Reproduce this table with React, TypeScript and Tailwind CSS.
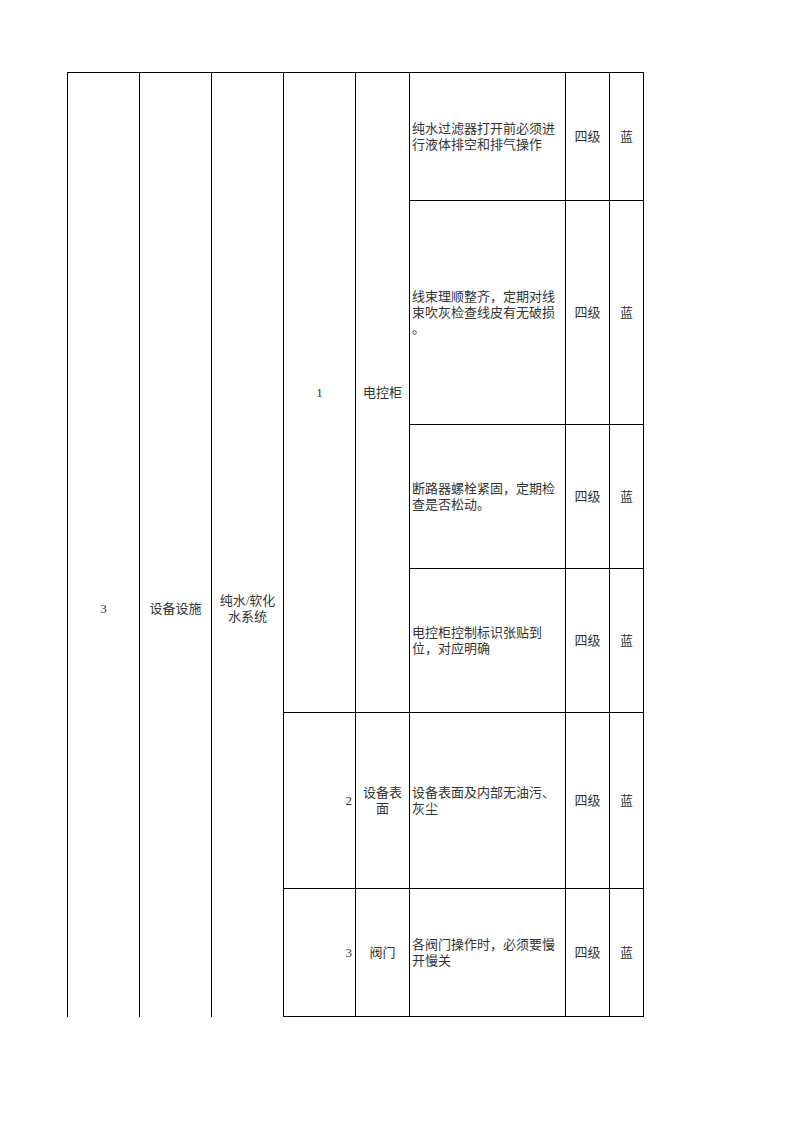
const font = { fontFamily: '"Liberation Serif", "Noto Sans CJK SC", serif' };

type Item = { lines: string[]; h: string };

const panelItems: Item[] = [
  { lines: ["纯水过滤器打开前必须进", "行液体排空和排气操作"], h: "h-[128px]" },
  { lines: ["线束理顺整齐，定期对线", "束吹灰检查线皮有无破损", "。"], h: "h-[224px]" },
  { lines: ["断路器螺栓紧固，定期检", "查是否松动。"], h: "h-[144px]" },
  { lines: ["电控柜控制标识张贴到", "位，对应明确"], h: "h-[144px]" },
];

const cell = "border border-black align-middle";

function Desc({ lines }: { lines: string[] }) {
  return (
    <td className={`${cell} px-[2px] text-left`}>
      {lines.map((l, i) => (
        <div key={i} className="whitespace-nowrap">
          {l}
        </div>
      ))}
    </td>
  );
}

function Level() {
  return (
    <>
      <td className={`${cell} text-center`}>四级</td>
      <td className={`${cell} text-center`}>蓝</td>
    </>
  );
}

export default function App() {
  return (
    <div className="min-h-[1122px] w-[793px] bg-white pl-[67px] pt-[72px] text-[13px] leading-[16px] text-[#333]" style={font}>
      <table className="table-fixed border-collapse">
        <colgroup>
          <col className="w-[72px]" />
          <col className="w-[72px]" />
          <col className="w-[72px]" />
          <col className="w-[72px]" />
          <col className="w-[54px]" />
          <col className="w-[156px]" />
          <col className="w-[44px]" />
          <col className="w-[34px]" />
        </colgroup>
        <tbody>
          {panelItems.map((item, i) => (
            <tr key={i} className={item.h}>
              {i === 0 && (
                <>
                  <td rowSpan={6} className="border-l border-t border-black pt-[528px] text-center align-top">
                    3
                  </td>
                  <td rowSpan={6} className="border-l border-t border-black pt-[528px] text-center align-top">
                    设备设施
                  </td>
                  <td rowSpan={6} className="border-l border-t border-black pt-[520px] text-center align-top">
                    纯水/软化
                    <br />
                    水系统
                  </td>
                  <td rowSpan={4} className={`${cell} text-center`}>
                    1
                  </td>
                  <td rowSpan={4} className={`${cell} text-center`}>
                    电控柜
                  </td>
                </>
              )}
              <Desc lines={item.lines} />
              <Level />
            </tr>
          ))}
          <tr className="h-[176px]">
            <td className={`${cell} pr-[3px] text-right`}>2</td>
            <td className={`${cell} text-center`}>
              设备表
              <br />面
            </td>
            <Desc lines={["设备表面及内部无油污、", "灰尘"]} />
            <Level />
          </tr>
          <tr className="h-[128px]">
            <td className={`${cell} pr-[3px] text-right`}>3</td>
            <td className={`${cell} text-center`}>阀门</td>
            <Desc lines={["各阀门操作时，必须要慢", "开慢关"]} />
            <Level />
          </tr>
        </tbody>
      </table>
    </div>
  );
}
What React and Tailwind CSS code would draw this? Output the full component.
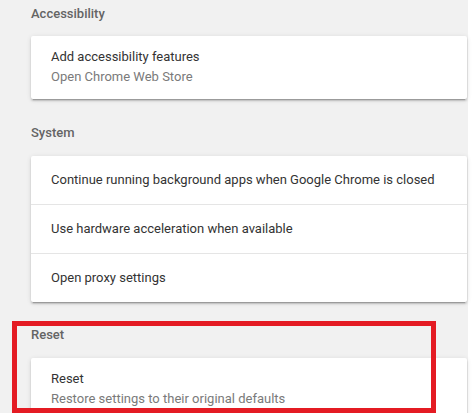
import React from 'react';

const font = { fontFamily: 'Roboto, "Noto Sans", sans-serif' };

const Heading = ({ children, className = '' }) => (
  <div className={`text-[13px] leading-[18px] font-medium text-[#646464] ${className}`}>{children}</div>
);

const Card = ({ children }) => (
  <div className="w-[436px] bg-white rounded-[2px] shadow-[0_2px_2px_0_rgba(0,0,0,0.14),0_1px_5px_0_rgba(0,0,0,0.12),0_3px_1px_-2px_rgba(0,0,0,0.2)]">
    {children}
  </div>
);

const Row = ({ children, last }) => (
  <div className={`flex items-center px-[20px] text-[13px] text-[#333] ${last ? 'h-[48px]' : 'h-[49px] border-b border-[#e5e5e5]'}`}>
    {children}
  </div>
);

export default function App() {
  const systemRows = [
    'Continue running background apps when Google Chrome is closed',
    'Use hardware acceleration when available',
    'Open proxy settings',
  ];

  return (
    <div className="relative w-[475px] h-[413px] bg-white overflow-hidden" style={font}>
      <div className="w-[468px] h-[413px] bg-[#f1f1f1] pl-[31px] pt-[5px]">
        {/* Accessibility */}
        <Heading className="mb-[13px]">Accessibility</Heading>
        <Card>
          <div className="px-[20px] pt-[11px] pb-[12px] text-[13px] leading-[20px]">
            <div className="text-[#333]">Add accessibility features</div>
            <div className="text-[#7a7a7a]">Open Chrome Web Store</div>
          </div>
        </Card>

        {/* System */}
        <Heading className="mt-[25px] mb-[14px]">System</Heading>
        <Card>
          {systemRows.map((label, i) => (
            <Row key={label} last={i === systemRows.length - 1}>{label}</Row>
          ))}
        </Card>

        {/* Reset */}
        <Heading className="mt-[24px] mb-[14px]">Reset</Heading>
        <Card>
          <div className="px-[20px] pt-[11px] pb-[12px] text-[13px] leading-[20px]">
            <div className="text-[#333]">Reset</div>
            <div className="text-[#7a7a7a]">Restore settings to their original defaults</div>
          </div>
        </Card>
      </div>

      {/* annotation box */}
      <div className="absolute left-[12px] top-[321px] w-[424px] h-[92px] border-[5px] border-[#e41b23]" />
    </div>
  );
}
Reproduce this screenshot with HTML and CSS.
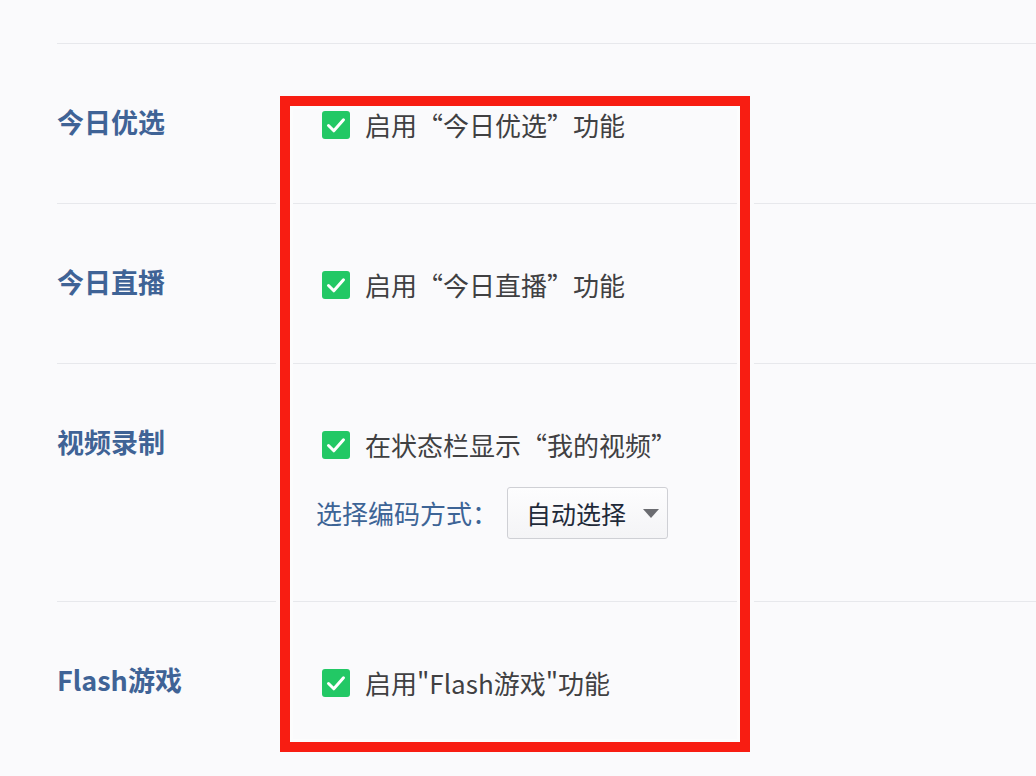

+++

### The problem
Quote the data above in full, leaving out the pictures it holds.

### Solution to this exercise
Reproduce this table with React, TypeScript and Tailwind CSS.
const font = { fontFamily: '"Liberation Serif", "Noto Sans CJK SC", serif' };

type Item = { lines: string[]; h: string };

const panelItems: Item[] = [
  { lines: ["纯水过滤器打开前必须进", "行液体排空和排气操作"], h: "h-[128px]" },
  { lines: ["线束理顺整齐，定期对线", "束吹灰检查线皮有无破损", "。"], h: "h-[224px]" },
  { lines: ["断路器螺栓紧固，定期检", "查是否松动。"], h: "h-[144px]" },
  { lines: ["电控柜控制标识张贴到", "位，对应明确"], h: "h-[144px]" },
];

const cell = "border border-black align-middle";

function Desc({ lines }: { lines: string[] }) {
  return (
    <td className={`${cell} px-[2px] text-left`}>
      {lines.map((l, i) => (
        <div key={i} className="whitespace-nowrap">
          {l}
        </div>
      ))}
    </td>
  );
}

function Level() {
  return (
    <>
      <td className={`${cell} text-center`}>四级</td>
      <td className={`${cell} text-center`}>蓝</td>
    </>
  );
}

export default function App() {
  return (
    <div className="min-h-[1122px] w-[793px] bg-white pl-[67px] pt-[72px] text-[13px] leading-[16px] text-[#333]" style={font}>
      <table className="table-fixed border-collapse">
        <colgroup>
          <col className="w-[72px]" />
          <col className="w-[72px]" />
          <col className="w-[72px]" />
          <col className="w-[72px]" />
          <col className="w-[54px]" />
          <col className="w-[156px]" />
          <col className="w-[44px]" />
          <col className="w-[34px]" />
        </colgroup>
        <tbody>
          {panelItems.map((item, i) => (
            <tr key={i} className={item.h}>
              {i === 0 && (
                <>
                  <td rowSpan={6} className="border-l border-t border-black pt-[528px] text-center align-top">
                    3
                  </td>
                  <td rowSpan={6} className="border-l border-t border-black pt-[528px] text-center align-top">
                    设备设施
                  </td>
                  <td rowSpan={6} className="border-l border-t border-black pt-[520px] text-center align-top">
                    纯水/软化
                    <br />
                    水系统
                  </td>
                  <td rowSpan={4} className={`${cell} text-center`}>
                    1
                  </td>
                  <td rowSpan={4} className={`${cell} text-center`}>
                    电控柜
                  </td>
                </>
              )}
              <Desc lines={item.lines} />
              <Level />
            </tr>
          ))}
          <tr className="h-[176px]">
            <td className={`${cell} pr-[3px] text-right`}>2</td>
            <td className={`${cell} text-center`}>
              设备表
              <br />面
            </td>
            <Desc lines={["设备表面及内部无油污、", "灰尘"]} />
            <Level />
          </tr>
          <tr className="h-[128px]">
            <td className={`${cell} pr-[3px] text-right`}>3</td>
            <td className={`${cell} text-center`}>阀门</td>
            <Desc lines={["各阀门操作时，必须要慢", "开慢关"]} />
            <Level />
          </tr>
        </tbody>
      </table>
    </div>
  );
}
What React and Tailwind CSS code would draw this? Output the full component.
import React from 'react';

const font = { fontFamily: 'Roboto, "Noto Sans", sans-serif' };

const Heading = ({ children, className = '' }) => (
  <div className={`text-[13px] leading-[18px] font-medium text-[#646464] ${className}`}>{children}</div>
);

const Card = ({ children }) => (
  <div className="w-[436px] bg-white rounded-[2px] shadow-[0_2px_2px_0_rgba(0,0,0,0.14),0_1px_5px_0_rgba(0,0,0,0.12),0_3px_1px_-2px_rgba(0,0,0,0.2)]">
    {children}
  </div>
);

const Row = ({ children, last }) => (
  <div className={`flex items-center px-[20px] text-[13px] text-[#333] ${last ? 'h-[48px]' : 'h-[49px] border-b border-[#e5e5e5]'}`}>
    {children}
  </div>
);

export default function App() {
  const systemRows = [
    'Continue running background apps when Google Chrome is closed',
    'Use hardware acceleration when available',
    'Open proxy settings',
  ];

  return (
    <div className="relative w-[475px] h-[413px] bg-white overflow-hidden" style={font}>
      <div className="w-[468px] h-[413px] bg-[#f1f1f1] pl-[31px] pt-[5px]">
        {/* Accessibility */}
        <Heading className="mb-[13px]">Accessibility</Heading>
        <Card>
          <div className="px-[20px] pt-[11px] pb-[12px] text-[13px] leading-[20px]">
            <div className="text-[#333]">Add accessibility features</div>
            <div className="text-[#7a7a7a]">Open Chrome Web Store</div>
          </div>
        </Card>

        {/* System */}
        <Heading className="mt-[25px] mb-[14px]">System</Heading>
        <Card>
          {systemRows.map((label, i) => (
            <Row key={label} last={i === systemRows.length - 1}>{label}</Row>
          ))}
        </Card>

        {/* Reset */}
        <Heading className="mt-[24px] mb-[14px]">Reset</Heading>
        <Card>
          <div className="px-[20px] pt-[11px] pb-[12px] text-[13px] leading-[20px]">
            <div className="text-[#333]">Reset</div>
            <div className="text-[#7a7a7a]">Restore settings to their original defaults</div>
          </div>
        </Card>
      </div>

      {/* annotation box */}
      <div className="absolute left-[12px] top-[321px] w-[424px] h-[92px] border-[5px] border-[#e41b23]" />
    </div>
  );
}
Reproduce this screenshot with HTML and CSS.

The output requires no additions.